§ **Supplied entries**:
* * *
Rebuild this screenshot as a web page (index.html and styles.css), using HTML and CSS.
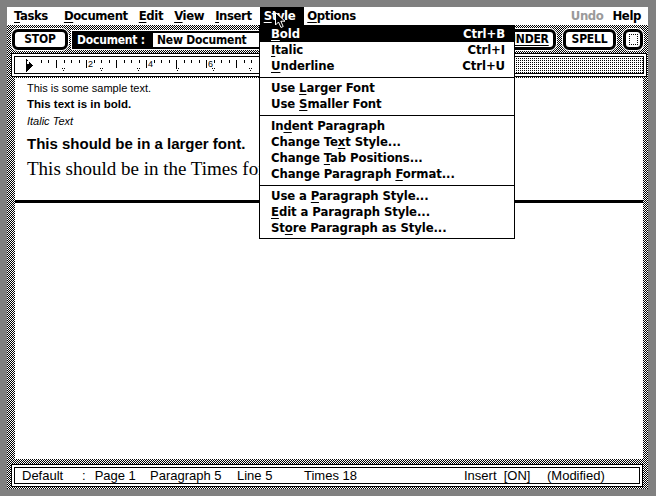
FILE: index.html
```html
<!DOCTYPE html>
<html>
<head>
<meta charset="utf-8">
<title>Write</title>
<link rel="stylesheet" href="styles.css">
</head>
<body>
<div class="screen">
  <div class="menubar">
    <span class="mi first"><u>T</u>asks</span>
    <span class="mi"><u>D</u>ocument</span>
    <span class="mi"><u>E</u>dit</span>
    <span class="mi"><u>V</u>iew</span>
    <span class="mi"><u>I</u>nsert</span>
    <span class="mi active"><u>S</u>tyle</span>
    <span class="mi"><u>O</u>ptions</span>
    <span class="spacer"></span>
    <span class="mi disabled">Undo</span>
    <span class="mi last">Help</span>
  </div>
  <div class="work">
    <div class="toolbar">
      <div class="btn stop">STOP</div>
      <div class="docgroup">
        <div class="doclabel">Document :</div>
        <div class="docfield">New Document</div>
      </div>
      <div class="btn under"><u>UNDER</u></div>
      <div class="btn spell">SPELL</div>
      <div class="btn small"><span class="icon"></span></div>
    </div>
    <div class="ruler">
      <svg class="ruler-svg" width="628" height="16" viewBox="0 0 628 16" shape-rendering="crispEdges">
        <defs>
          <pattern id="stip" width="2" height="2" patternUnits="userSpaceOnUse">
            <rect x="0" y="0" width="2" height="2" fill="#fff"/>
            <rect x="1" y="1" width="1" height="1" fill="#000"/>
          </pattern>
        </defs>
        <polygon points="11,2 11,15 18,8.5" fill="#000"/>
        <rect x="12" y="4" width="2" height="3" fill="#fff"/>
        <g fill="#000">
          <rect x="26" y="3" width="1" height="3"/><rect x="33" y="3" width="1" height="3"/>
          <rect x="41" y="3" width="1" height="8"/>
          <rect x="49" y="3" width="1" height="3"/><rect x="56" y="3" width="1" height="3"/><rect x="64" y="3" width="1" height="3"/>
          <rect x="71" y="3" width="1" height="8"/>
          <rect x="79" y="3" width="1" height="3"/><rect x="86" y="3" width="1" height="3"/><rect x="94" y="3" width="1" height="3"/>
          <rect x="101" y="3" width="1" height="8"/>
          <rect x="109" y="3" width="1" height="3"/><rect x="116" y="3" width="1" height="3"/><rect x="124" y="3" width="1" height="3"/>
          <rect x="131" y="3" width="1" height="8"/>
          <rect x="139" y="3" width="1" height="3"/><rect x="146" y="3" width="1" height="3"/><rect x="154" y="3" width="1" height="3"/>
          <rect x="161" y="3" width="1" height="8"/>
          <rect x="169" y="3" width="1" height="3"/><rect x="176" y="3" width="1" height="3"/><rect x="184" y="3" width="1" height="3"/>
          <rect x="191" y="3" width="1" height="8"/>
          <rect x="199" y="3" width="1" height="3"/><rect x="206" y="3" width="1" height="3"/><rect x="214" y="3" width="1" height="3"/>
          <rect x="221" y="3" width="1" height="8"/>
          <rect x="229" y="3" width="1" height="3"/><rect x="236" y="3" width="1" height="3"/><rect x="244" y="3" width="1" height="3"/>
          <rect x="251" y="3" width="1" height="8"/>
          <rect x="259" y="3" width="1" height="3"/><rect x="266" y="3" width="1" height="3"/><rect x="274" y="3" width="1" height="3"/>
          <rect x="281" y="3" width="1" height="8"/>
          <rect x="289" y="3" width="1" height="3"/><rect x="296" y="3" width="1" height="3"/><rect x="304" y="3" width="1" height="3"/>
          <rect x="311" y="3" width="1" height="8"/>
          <rect x="319" y="3" width="1" height="3"/><rect x="326" y="3" width="1" height="3"/><rect x="334" y="3" width="1" height="3"/>
          <rect x="341" y="3" width="1" height="8"/>
          <rect x="349" y="3" width="1" height="3"/><rect x="356" y="3" width="1" height="3"/><rect x="364" y="3" width="1" height="3"/>
          <rect x="371" y="3" width="1" height="8"/>
          <rect x="379" y="3" width="1" height="3"/><rect x="386" y="3" width="1" height="3"/><rect x="394" y="3" width="1" height="3"/>
          <rect x="401" y="3" width="1" height="8"/>
          <rect x="409" y="3" width="1" height="3"/><rect x="416" y="3" width="1" height="3"/><rect x="424" y="3" width="1" height="3"/>
          <rect x="431" y="3" width="1" height="8"/>
          <rect x="439" y="3" width="1" height="3"/><rect x="446" y="3" width="1" height="3"/><rect x="454" y="3" width="1" height="3"/>
        </g>
        <g fill="#000">
          <rect x="47" y="11" width="1" height="1"/><rect x="49" y="11" width="1" height="1"/><rect x="48" y="13" width="1" height="1"/>
          <rect x="85" y="11" width="1" height="1"/><rect x="87" y="11" width="1" height="1"/><rect x="86" y="13" width="1" height="1"/>
          <rect x="122" y="11" width="1" height="1"/><rect x="124" y="11" width="1" height="1"/><rect x="123" y="13" width="1" height="1"/>
          <rect x="161" y="11" width="1" height="1"/><rect x="163" y="11" width="1" height="1"/><rect x="162" y="13" width="1" height="1"/>
          <rect x="197" y="11" width="1" height="1"/><rect x="199" y="11" width="1" height="1"/><rect x="198" y="13" width="1" height="1"/>
          <rect x="234" y="11" width="1" height="1"/><rect x="236" y="11" width="1" height="1"/><rect x="235" y="13" width="1" height="1"/>
          <rect x="272" y="11" width="1" height="1"/><rect x="274" y="11" width="1" height="1"/><rect x="273" y="13" width="1" height="1"/>
          <rect x="310" y="11" width="1" height="1"/><rect x="312" y="11" width="1" height="1"/><rect x="311" y="13" width="1" height="1"/>
        </g>
        <g class="ruler-num" fill="#000">
          <text x="73" y="10">2</text>
          <text x="133" y="10">4</text>
          <text x="193" y="10">6</text>
        </g>
        <rect x="466" y="0" width="162" height="16" fill="url(#stip)"/>
      </svg>
    </div>
    <div class="doc">
      <div class="pane pane-top">
        <div class="l1">This is some sample text.</div>
        <div class="l2">This text is in bold.</div>
        <div class="l3">Italic Text</div>
        <div class="l4">This should be in a larger font.</div>
        <div class="l5">This should be in the Times font.</div>
      </div>
      <div class="divider"></div>
      <div class="pane pane-bottom"></div>
    </div>
    <div class="status">
      <span class="st-default">Default</span>
      <span class="st-page"><span class="colon">:</span>Page 1</span>
      <span class="st-para">Paragraph 5</span>
      <span class="st-line">Line 5</span>
      <span class="st-font">Times 18</span>
      <span class="st-ins">Insert&nbsp;&nbsp;[ON]</span>
      <span class="st-mod">(Modified)</span>
    </div>
  </div>
</div>

<div class="dropdown">
  <div class="it sel"><span><u>B</u>old</span><span>Ctrl+B</span></div>
  <div class="it"><span><u>I</u>talic</span><span>Ctrl+I</span></div>
  <div class="it"><span><u>U</u>nderline</span><span>Ctrl+U</span></div>
  <div class="sep"></div>
  <div class="it"><span>Use <u>L</u>arger Font</span></div>
  <div class="it"><span>Use <u>S</u>maller Font</span></div>
  <div class="sep"></div>
  <div class="it"><span>In<u>d</u>ent Paragraph</span></div>
  <div class="it"><span>Change Te<u>x</u>t Style...</span></div>
  <div class="it"><span>Change <u>T</u>ab Positions...</span></div>
  <div class="it"><span>Change Paragraph <u>F</u>ormat...</span></div>
  <div class="sep"></div>
  <div class="it"><span>Use a <u>P</u>aragraph Style...</span></div>
  <div class="it"><span><u>E</u>dit a Paragraph Style...</span></div>
  <div class="it"><span>St<u>o</u>re Paragraph as Style...</span></div>
</div>

<svg class="cursor" width="11" height="17" viewBox="0 0 11 17">
  <path d="M0.5 0.5 L0.5 13 L3.5 10 L6 15.5 L8.2 14.5 L5.8 9.2 L10 9.2 Z" fill="#000" stroke="#fff" stroke-width="1"/>
</svg>
</body>
</html>
```

FILE: styles.css
```css
html, body {
  margin: 0;
  padding: 0;
  background: #808080;
}

body {
  width: 656px;
  height: 496px;
  overflow: hidden;
  position: relative;
}

.screen {
  margin: 7px;
  width: 641px;
  height: 482px;
  display: flex;
  flex-direction: column;
}

u {
  text-decoration: underline;
  text-decoration-thickness: 1px;
  text-underline-offset: 2px;
}

/* menu bar */
.menubar {
  height: 18px;
  flex: none;
  background: #fff;
  display: flex;
  padding: 0 3px 0 3px;
  font-family: "DejaVu Sans Condensed", "DejaVu Sans", sans-serif;
  font-stretch: condensed;
  font-weight: bold;
  font-size: 13px;
  line-height: 18px;
  letter-spacing: -0.4px;
  color: #000;
}

.mi {
  padding: 0 4px;
  margin-right: 3px;
  white-space: nowrap;
}

.mi.first {
  margin-right: 8px;
}

.mi.active {
  background: #000;
  color: #fff;
  padding: 0 9px 0 4px;
  margin-left: 1px;
  margin-right: -1px;
}

.mi.disabled {
  color: #9a9a9a;
  margin-right: 1px;
}

.mi.last {
  margin-right: 0;
}

.spacer {
  flex: 1;
}

/* work area with dither */
.work {
  flex: 1;
  display: flex;
  flex-direction: column;
  background: repeating-conic-gradient(#000 0 25%, #fff 0 50%) 0 0 / 2px 2px;
}

.toolbar {
  height: 27px;
  flex: none;
  box-sizing: border-box;
  display: flex;
  align-items: flex-start;
  padding: 4px 5px 0 5px;
  font-family: "DejaVu Sans Condensed", "DejaVu Sans", sans-serif;
  font-stretch: condensed;
  font-weight: bold;
  font-size: 12px;
  letter-spacing: -0.2px;
}

.btn {
  box-sizing: border-box;
  height: 21px;
  border: 3px solid #000;
  border-radius: 6px;
  background: #fff;
  box-shadow: 0 0 0 1px #fff;
  display: flex;
  align-items: center;
  justify-content: center;
  line-height: 15px;
  flex: none;
}

.stop {
  width: 56px;
}

.docgroup {
  margin-left: 4px;
  margin-top: 2px;
  height: 18px;
  box-sizing: border-box;
  border: 2px solid #000;
  box-shadow: 0 0 0 1px #fff;
  display: flex;
  line-height: 14px;
}

.doclabel {
  width: 79px;
  box-sizing: border-box;
  padding-left: 3px;
  background: #000;
  color: #fff;
  white-space: nowrap;
}

.docfield {
  width: 250px;
  padding-left: 4px;
  background: #fff;
  white-space: nowrap;
}

.under {
  margin-left: auto;
  width: 56px;
}

.spell {
  margin-left: 7px;
  width: 53px;
}

.small {
  margin-left: 7px;
  width: 20px;
}

.icon {
  display: block;
  flex: none;
  width: 9px;
  height: 11px;
  box-sizing: border-box;
  border: 1px dotted #000;
}

/* ruler */
.ruler {
  flex: none;
  margin: 1px 1px 0 4px;
  height: 24px;
  box-sizing: border-box;
  border: 1px solid #000;
  padding: 3px;
  background: #fff;
  box-shadow: inset 0 0 0 2px #fff, inset 0 0 0 3px #000;
}

.ruler-svg {
  display: block;
}

.ruler-num {
  font-family: "Liberation Sans", Arial, sans-serif;
  font-size: 9px;
}

/* document */
.doc {
  flex: none;
  margin: 1px 5px 0 8px;
  height: 381px;
  display: flex;
  flex-direction: column;
  background: #fff;
}

.pane-top {
  height: 122px;
  flex: none;
  box-sizing: border-box;
  padding: 2px 0 0 12px;
  overflow: hidden;
  font-family: "Liberation Sans", Arial, sans-serif;
  color: #000;
  white-space: nowrap;
}

.l1 { font-size: 11px; line-height: 16px; }
.l2 { font-size: 11.5px; line-height: 16px; font-weight: bold; }
.l3 { font-size: 11px; line-height: 18px; font-style: italic; }
.l4 { font-size: 15px; line-height: 27px; font-weight: bold; }
.l5 {
  font-family: "Liberation Serif", "Times New Roman", serif;
  font-size: 19px;
  line-height: 23px;
}

.divider {
  height: 3px;
  flex: none;
  background: #000;
}

.pane-bottom {
  flex: 1;
}

/* status bar */
.status {
  flex: none;
  margin: 5px 5px 0 4px;
  height: 23px;
  box-sizing: border-box;
  border: 1px solid #000;
  padding: 3px 3px 3px 10px;
  background: #fff;
  box-shadow: inset 0 0 0 2px #fff, inset 0 0 0 3px #000;
  display: flex;
  font-family: "Liberation Sans", Arial, sans-serif;
  font-size: 13px;
  line-height: 15px;
  white-space: nowrap;
}

.st-default { width: 60px; }
.st-page { width: 68px; }
.colon { margin-right: 9px; }
.st-para { width: 87px; }
.st-line { width: 67px; }
.st-font { width: 160px; }
.st-ins { width: 83px; }

/* dropdown menu */
.dropdown {
  position: absolute;
  left: 259px;
  top: 25px;
  width: 256px;
  box-sizing: border-box;
  border: 1px solid #000;
  background: #fff;
  padding-bottom: 2px;
  font-family: "DejaVu Sans Condensed", "DejaVu Sans", sans-serif;
  font-stretch: condensed;
  font-weight: bold;
  font-size: 13px;
  letter-spacing: -0.1px;
  color: #000;
}

.it {
  height: 16px;
  line-height: 16px;
  display: flex;
  justify-content: space-between;
  padding: 0 9px 0 11px;
  white-space: nowrap;
}

.it.sel {
  background: #000;
  color: #fff;
}

.sep {
  height: 1px;
  background: #000;
  margin: 3px 0 2px;
}

.cursor {
  position: absolute;
  left: 275px;
  top: 12px;
}
```
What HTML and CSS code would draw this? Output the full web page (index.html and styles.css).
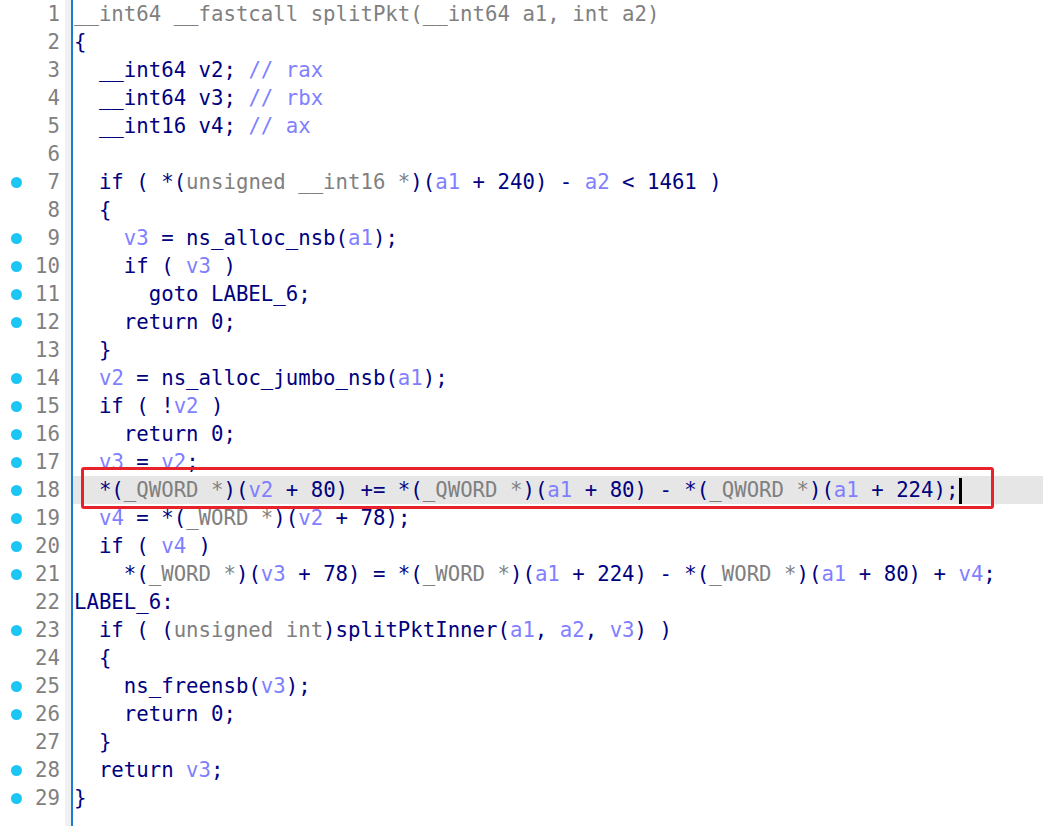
FILE: index.html
```html
<!DOCTYPE html>
<html>
<head>
<meta charset="utf-8">
<link rel="stylesheet" href="styles.css">
</head>
<body>
<div class="view">
  <div class="gutter">
    <div class="ln">1</div>
    <div class="ln">2</div>
    <div class="ln">3</div>
    <div class="ln">4</div>
    <div class="ln">5</div>
    <div class="ln">6</div>
    <div class="ln bp">7</div>
    <div class="ln">8</div>
    <div class="ln bp">9</div>
    <div class="ln bp">10</div>
    <div class="ln bp">11</div>
    <div class="ln bp">12</div>
    <div class="ln">13</div>
    <div class="ln bp">14</div>
    <div class="ln bp">15</div>
    <div class="ln bp">16</div>
    <div class="ln bp">17</div>
    <div class="ln bp">18</div>
    <div class="ln bp">19</div>
    <div class="ln bp">20</div>
    <div class="ln bp">21</div>
    <div class="ln">22</div>
    <div class="ln bp">23</div>
    <div class="ln">24</div>
    <div class="ln bp">25</div>
    <div class="ln bp">26</div>
    <div class="ln">27</div>
    <div class="ln bp">28</div>
    <div class="ln bp">29</div>
  </div>
  <div class="sep"></div>
  <div class="code">
<div class="row t">__int64 __fastcall splitPkt(__int64 a1, int a2)</div>
<div class="row">{</div>
<div class="row">  __int64 v2; <span class="v">// rax</span></div>
<div class="row">  __int64 v3; <span class="v">// rbx</span></div>
<div class="row">  __int16 v4; <span class="v">// ax</span></div>
<div class="row"> </div>
<div class="row">  if ( *(<span class="t">unsigned __int16 *</span>)(<span class="v">a1</span> + 240) - <span class="v">a2</span> &lt; 1461 )</div>
<div class="row">  {</div>
<div class="row">    <span class="v">v3</span> = ns_alloc_nsb(<span class="v">a1</span>);</div>
<div class="row">    if ( <span class="v">v3</span> )</div>
<div class="row">      goto LABEL_6;</div>
<div class="row">    return 0;</div>
<div class="row">  }</div>
<div class="row">  <span class="v">v2</span> = ns_alloc_jumbo_nsb(<span class="v">a1</span>);</div>
<div class="row">  if ( !<span class="v">v2</span> )</div>
<div class="row">    return 0;</div>
<div class="row">  <span class="v">v3</span> = <span class="v">v2</span>;</div>
<div class="row cur">  *(<span class="t">_QWORD *</span>)(<span class="v">v2</span> + 80) += *(<span class="t">_QWORD *</span>)(<span class="v">a1</span> + 80) - *(<span class="t">_QWORD *</span>)(<span class="v">a1</span> + 224);<span class="caret"></span><span class="mark"></span></div>
<div class="row">  <span class="v">v4</span> = *(<span class="t">_WORD *</span>)(<span class="v">v2</span> + 78);</div>
<div class="row">  if ( <span class="v">v4</span> )</div>
<div class="row">    *(<span class="t">_WORD *</span>)(<span class="v">v3</span> + 78) = *(<span class="t">_WORD *</span>)(<span class="v">a1</span> + 224) - *(<span class="t">_WORD *</span>)(<span class="v">a1</span> + 80) + <span class="v">v4</span>;</div>
<div class="row">LABEL_6:</div>
<div class="row">  if ( (<span class="t">unsigned int</span>)splitPktInner(<span class="v">a1</span>, <span class="v">a2</span>, <span class="v">v3</span>) )</div>
<div class="row">  {</div>
<div class="row">    ns_freensb(<span class="v">v3</span>);</div>
<div class="row">    return 0;</div>
<div class="row">  }</div>
<div class="row">  return <span class="v">v3</span>;</div>
<div class="row">}</div>
  </div>
</div>
</body>
</html>
```
FILE: styles.css
```css
html, body {
  margin: 0;
  padding: 0;
  background: #ffffff;
}
.view {
  display: flex;
  min-height: 826px;
  font-family: "DejaVu Sans Mono", "Liberation Mono", monospace;
  font-size: 20.7px;
}
.gutter {
  width: 65px;
  flex: none;
}
.ln {
  position: relative;
  height: 28px;
  line-height: 28px;
  text-align: right;
  padding-right: 5px;
  color: #808080;
  box-sizing: border-box;
}
.ln.bp::before {
  content: "";
  position: absolute;
  left: 11px;
  top: 9px;
  width: 11px;
  height: 11px;
  border-radius: 50%;
  background: #1cc6f4;
}
.sep {
  width: 6px;
  flex: none;
  background: #f0f0f0;
  border-right: 2px solid #1a7ad8;
}
.code {
  flex: 1;
  color: #000080;
}
.row {
  position: relative;
  height: 28px;
  line-height: 28px;
  padding-left: 1px;
  white-space: pre;
}
.t { color: #808080; }
.v { color: #7f7fff; }
.row.t { color: #808080; }
.row.cur {
  background: #e6e6e6;
}
.caret {
  display: inline-block;
  width: 3px;
  height: 26px;
  background: #000000;
  vertical-align: middle;
  margin-left: 1px;
}
.mark {
  position: absolute;
  left: 8px;
  top: -9px;
  width: 907px;
  height: 36px;
  border: 3px solid #e8222b;
  border-radius: 3px;
}
```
* * *
Find the number of lines in which the word "code" occurs, and write nothing but that number.

§ **Solution for this task**: 3